Black powder is the oldest and most important chemical component of fireworks. This mixture of 15 percent charcoal (carbon), 10 percent sulfur, and 75 percent saltpeter (potassium nitrate) provides the fuel and the explosive force that carries fireworks high into the sky and causes them to burst in all their fiery brilliance. Like many chemical compounds, though, black powder produces only one color, a bright yellow flame, when it burns -- nothing like the rainbow of red, orange, green, blue, and violet displayed each Fourth of July in the United States.

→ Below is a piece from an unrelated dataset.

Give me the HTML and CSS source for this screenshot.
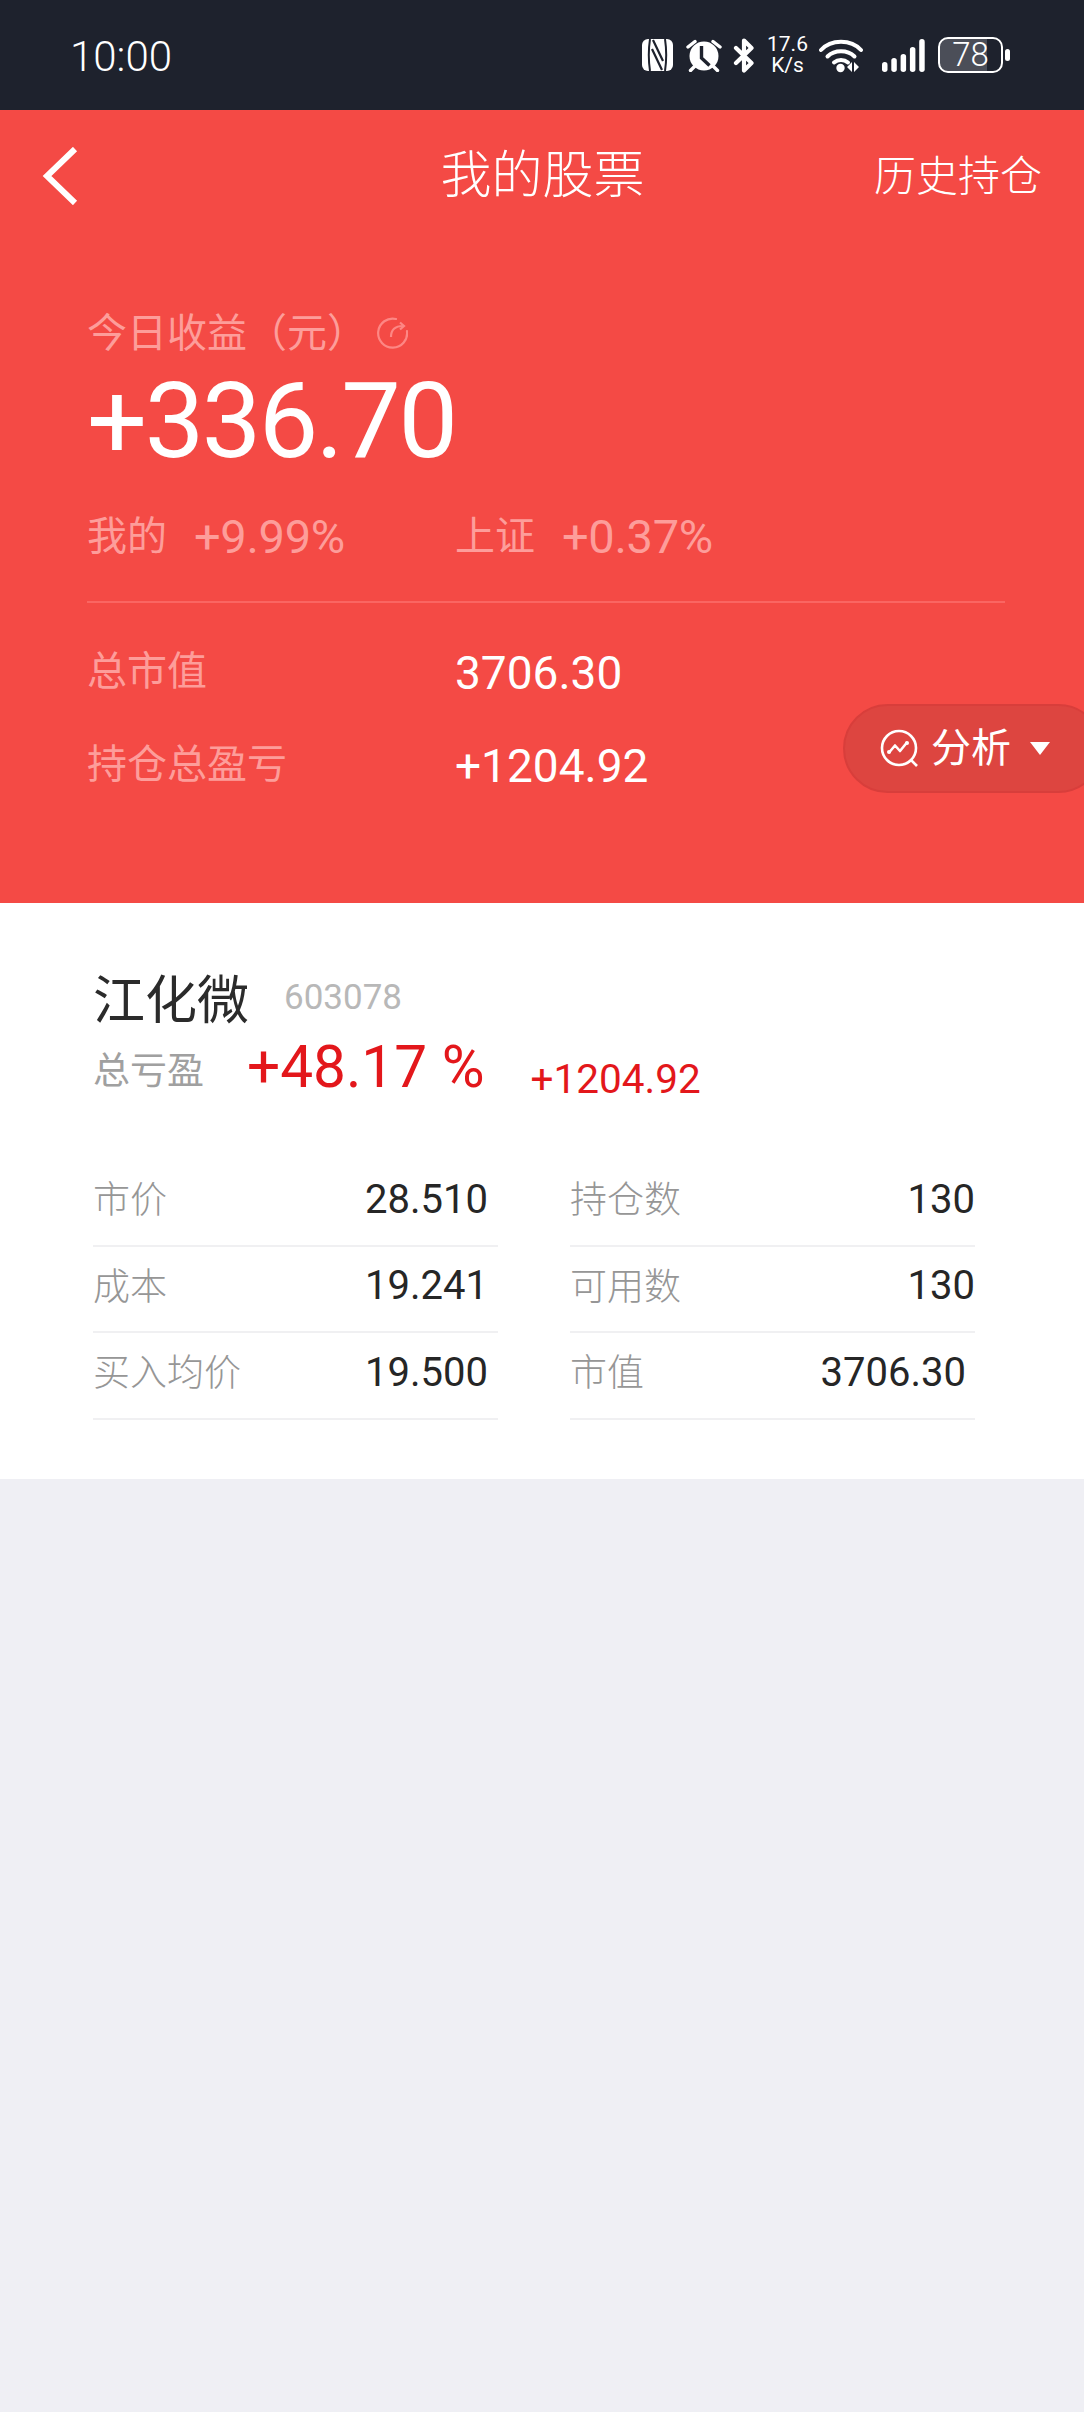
FILE: index.html
```html
<!DOCTYPE html>
<html lang="zh-CN">
<head>
<meta charset="utf-8">
<title>我的股票</title>
<link rel="stylesheet" href="styles.css">
</head>
<body>
<div class="page">
  <div class="status">
    <span class="time">10:00</span>
    <div class="status-icons">
      <svg class="ic-nfc" width="31" height="32" viewBox="0 0 31 32"><rect width="31" height="32" rx="6" fill="#fff"/><path d="M8 0c-1.500 10-1.500 22 0 32M23 0c1.500 10 1.500 22 0 32" stroke="#1e222d" stroke-width="2" fill="none"/><path d="M11 1 21 22M10 10l10 21" stroke="#1e222d" stroke-width="2.200" fill="none"/></svg>
      <svg class="ic-alarm" width="36" height="33" viewBox="0 0 36 33"><circle cx="18" cy="17" r="14.500" fill="#fff"/><path d="M15.500 7v12l8 7.500" stroke="#1e222d" stroke-width="3.400" fill="none"/><path d="M2 8 9 2.500M34 8 27 2.500M4.500 31.500l4-4M31.500 31.500l-4-4" stroke="#fff" stroke-width="3.400" stroke-linecap="round"/></svg>
      <svg class="ic-bt" width="22" height="35" viewBox="0 0 22 35"><path d="M3 10 18.500 25 11 32.500V2.500L18.500 10 3 25" stroke="#fff" stroke-width="4.200" fill="none" stroke-linejoin="round" stroke-linecap="round"/></svg>
      <div class="speed"><span>17.6</span><span>K/s</span></div>
      <svg class="ic-wifi" width="44" height="35" viewBox="0 0 44 35"><path d="M2 12C12 1 32 1 42 12" stroke="#fff" stroke-width="4" fill="none" stroke-linecap="round"/><path d="M8.500 18.500c7-7 20-7 27 0" stroke="#fff" stroke-width="4" fill="none" stroke-linecap="round"/><path d="M15 24.500c4-3.500 10-3.500 14 0" stroke="#fff" stroke-width="4" fill="none" stroke-linecap="round"/><circle cx="21.500" cy="30" r="4.200" fill="#fff"/><path d="M33 24v10l-5-5zM35 24v10l5-5z" fill="#fff"/></svg>
      <svg class="ic-signal" width="43" height="33" viewBox="0 0 43 33"><rect x="0" y="23" width="5.500" height="10" rx="2.700" fill="#fff"/><rect x="9.300" y="19" width="5.500" height="14" rx="2.700" fill="#fff"/><rect x="18.600" y="15" width="5.500" height="18" rx="2.700" fill="#fff"/><rect x="27.900" y="8" width="5.500" height="25" rx="2.700" fill="#fff"/><rect x="37.200" y="0" width="5.500" height="33" rx="2.700" fill="#fff"/></svg>
      <div class="battery"><div class="battery-body">78</div><span class="battery-tip"></span></div>
    </div>
  </div>
  <section class="red">
    <header class="nav">
      <svg class="back" width="36" height="58" viewBox="0 0 36 58"><path d="M33 2 5 29l28 27" stroke="#fff" stroke-width="6" fill="none"/></svg>
      <h1 class="title">我的股票</h1>
      <span class="history">历史持仓</span>
    </header>
    <div class="hero">
      <div class="today">
        <span class="today-text">今日收益（元）</span>
        <svg class="refresh" width="32" height="32" viewBox="0 0 32 32"><path d="M20 2A14.500 14.500 0 1 0 31 14" stroke="#fd8784" stroke-width="2.200" fill="none" stroke-linecap="round"/><path d="M15 20C15 13 19 9 27 9" stroke="#fd8784" stroke-width="2.200" fill="none"/><path d="M24 5.500 28 9l-4 3.500" stroke="#fd8784" stroke-width="2.200" fill="none"/></svg>
      </div>
      <div class="amount">+336.70</div>
      <div class="compare">
        <div class="cell"><span>我的</span><span class="pct">+9.99%</span></div>
        <div class="cell"><span>上证</span><span class="pct">+0.37%</span></div>
      </div>
      <div class="divider"></div>
      <div class="stat first"><span class="stat-label">总市值</span><span class="stat-value">3706.30</span></div>
      <div class="stat"><span class="stat-label">持仓总盈亏</span><span class="stat-value">+1204.92</span></div>
    </div>
    <div class="pill">
      <svg width="40" height="40" viewBox="0 0 40 40"><circle cx="19" cy="19" r="17" stroke="#fff" stroke-width="2.600" fill="none"/><path d="M9.500 23 15 16.500l5 5.500 6.500-8" stroke="#fff" stroke-width="2.600" fill="none" stroke-linejoin="round" stroke-linecap="round"/><circle cx="9" cy="23" r="2" fill="#fff"/><circle cx="27" cy="14" r="2" fill="#fff"/><path d="M31 31l6 6" stroke="#fff" stroke-width="2.600"/></svg>
      <span class="pill-text">分析</span>
      <i class="caret"></i>
    </div>
  </section>
  <section class="card">
    <div class="stock-head"><span class="name">江化微</span><span class="code">603078</span></div>
    <div class="gain"><span class="gain-label">总亏盈</span><span class="gain-pct">+48.17 %</span><span class="gain-val">+1204.92</span></div>
    <div class="table">
      <div class="row"><span class="k">市价</span><span class="v">28.510</span></div>
      <div class="row"><span class="k">持仓数</span><span class="v">130</span></div>
      <div class="row"><span class="k">成本</span><span class="v">19.241</span></div>
      <div class="row"><span class="k">可用数</span><span class="v">130</span></div>
      <div class="row"><span class="k">买入均价</span><span class="v">19.500</span></div>
      <div class="row"><span class="k">市值</span><span class="v wide">3706.30</span></div>
    </div>
  </section>
</div>
</body>
</html>
```
FILE: styles.css
```css
* { box-sizing: border-box; }
html, body { margin: 0; padding: 0; }
body {
  background: #efeff4;
  font-family: Roboto, "Noto Sans CJK SC", sans-serif;
  font-weight: 300;
}
.page { width: 1084px; height: 2412px; overflow: hidden; }

.status {
  height: 110px;
  background: #1e222d;
  color: #fff;
  display: flex;
  align-items: center;
  justify-content: space-between;
  padding: 0 74px 0 70px;
}
.time { font-size: 42px; line-height: 1; font-weight: 300; padding-top: 4px; }
.status-icons { display: flex; align-items: center; }
.status-icons svg { display: block; flex: none; }
.ic-alarm { margin-left: 13px; }
.ic-bt { margin-left: 11px; }
.speed {
  margin-left: 12px;
  width: 41px;
  display: flex;
  flex-direction: column;
  align-items: center;
  font-size: 21px;
  line-height: 21px;
  font-weight: 400;
}
.ic-wifi { margin-left: 11px; }
.ic-signal { margin-left: 19px; }
.battery { margin-left: 13px; display: flex; align-items: center; gap: 2px; }
.battery-body {
  width: 65px;
  height: 36px;
  border: 2px solid #fff;
  border-radius: 10px;
  background: linear-gradient(90deg, #4b4e58 0 77%, transparent 77%);
  text-align: center;
  font-size: 33px;
  line-height: 32px;
  font-weight: 300;
}
.battery-tip { width: 5px; height: 12px; background: #fff; border-radius: 3px; }

.red { position: relative; height: 793px; background: #f44a45; color: #fff; }
.nav {
  height: 132px;
  display: flex;
  align-items: center;
  justify-content: space-between;
  padding: 0 42px;
  position: relative;
}
.back { display: block; }
.title {
  position: absolute;
  left: 0;
  right: 0;
  margin: 0;
  text-align: center;
  font-size: 51px;
  line-height: 60px;
  font-weight: 300;
  text-indent: 1px;
}
.history { font-size: 42px; line-height: 60px; padding-top: 2px; }

.hero { padding: 66px 79px 0 87px; }
.today {
  display: flex;
  align-items: center;
  height: 50px;
  font-size: 40px;
  color: #fd9d9a;
  font-weight: 400;
}
.today-text { padding-bottom: 6px; }
.refresh { margin-left: 9px; }
.amount {
  margin-top: 13px;
  font-size: 106px;
  line-height: 100px;
  font-weight: 400;
  letter-spacing: -2.500px;
}
.compare { margin-top: 41px; display: grid; grid-template-columns: 368px 1fr; color: #fd9d9a; font-size: 40px; line-height: 50px; font-weight: 400; }
.cell { display: flex; gap: 27px; }
.pct { font-size: 47px; font-weight: 400; letter-spacing: -0.300px; }
.divider { margin-top: 39px; height: 2px; background: #fa6662; }
.stat { display: grid; grid-template-columns: 368px 1fr; margin-top: 43px; height: 50px; line-height: 50px; }
.stat.first { margin-top: 44px; }
.stat-label { font-size: 40px; color: #fd9d9a; font-weight: 400; }
.stat-value { font-size: 46px; font-weight: 400; line-height: 52px; }

.pill {
  position: absolute;
  left: 843px;
  top: 594px;
  width: 260px;
  height: 89px;
  border: 2px solid #d83e3b;
  border-radius: 45px;
  background: #dd4540;
  display: flex;
  align-items: center;
  padding-left: 35px;
  font-size: 40px;
  font-weight: 400;
}
.pill svg { display: block; }
.pill-text { margin-left: 11px; padding-bottom: 8px; }
.caret {
  margin-left: 19px;
  width: 0;
  height: 0;
  border-left: 10px solid transparent;
  border-right: 10px solid transparent;
  border-top: 13px solid #fff;
}

.card { background: #fff; height: 576px; padding: 63px 0 0 93px; }
.stock-head { display: flex; align-items: center; height: 60px; }
.name { font-size: 52px; font-weight: 400; color: #2b2b2b; }
.code { margin-left: 35px; font-size: 35px; color: #b8b8b8; font-weight: 400; padding-top: 2px; }
.gain { display: flex; align-items: flex-start; margin-top: 11px; color: #e3171b; font-weight: 400; line-height: 60px; }
.gain-label { font-size: 37px; color: #a0a0a0; margin-top: 5px; }
.gain-pct { margin-left: 43px; font-size: 58.500px; }
.gain-val { margin-left: 46px; font-size: 40.500px; margin-top: 12px; }
.table {
  margin-top: 51px;
  display: grid;
  grid-template-columns: 405px 405px;
  column-gap: 72px;
  grid-auto-rows: 86.500px;
}
.row {
  display: flex;
  align-items: center;
  justify-content: space-between;
  border-bottom: 2px solid #f0f0f2;
  padding: 0 10px 6px 0;
}
.row:nth-child(even) { padding-right: 0; }
.k { font-size: 37px; color: #969696; padding-bottom: 4px; }
.v { font-size: 40px; color: #262626; font-weight: 400; }
.v.wide { margin-right: 9px; }
```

To produce more colorful displays, pyrotechnicians, the people who create fireworks, combine a wide variety of chemical ingredients into a single firework. Because of variations in atomic structure, different atoms give off different wavelengths of light after being heated in a flame. Strontium chloride, for example, burns with a red flame, while barium chloride produces a green flame.

The lifting charge, made of black powder, propels the firework skyward. As it travels higher and higher, a time-delay fuse burns. When the firework reaches its peak, the fuse ignites a charge or charges that blast the firework's "stars" -- individual, jawbreaker-sized pieces made up of these various chemicals -- into the beautiful patterns that audiences have come to expect.

In general, the components of a firework expand evenly when the firework explodes. Therefore, the placement of stars inside a firework determines their arrangement when the firework explodes. For example, a shell loaded with stars made of strontium chloride in the center and barium chloride around the perimeter will produce a flower-like display of red surrounded by green. By varying not just the type of chemical but also the size and configuration of stars used, nearly infinite color and pattern combinations are possible.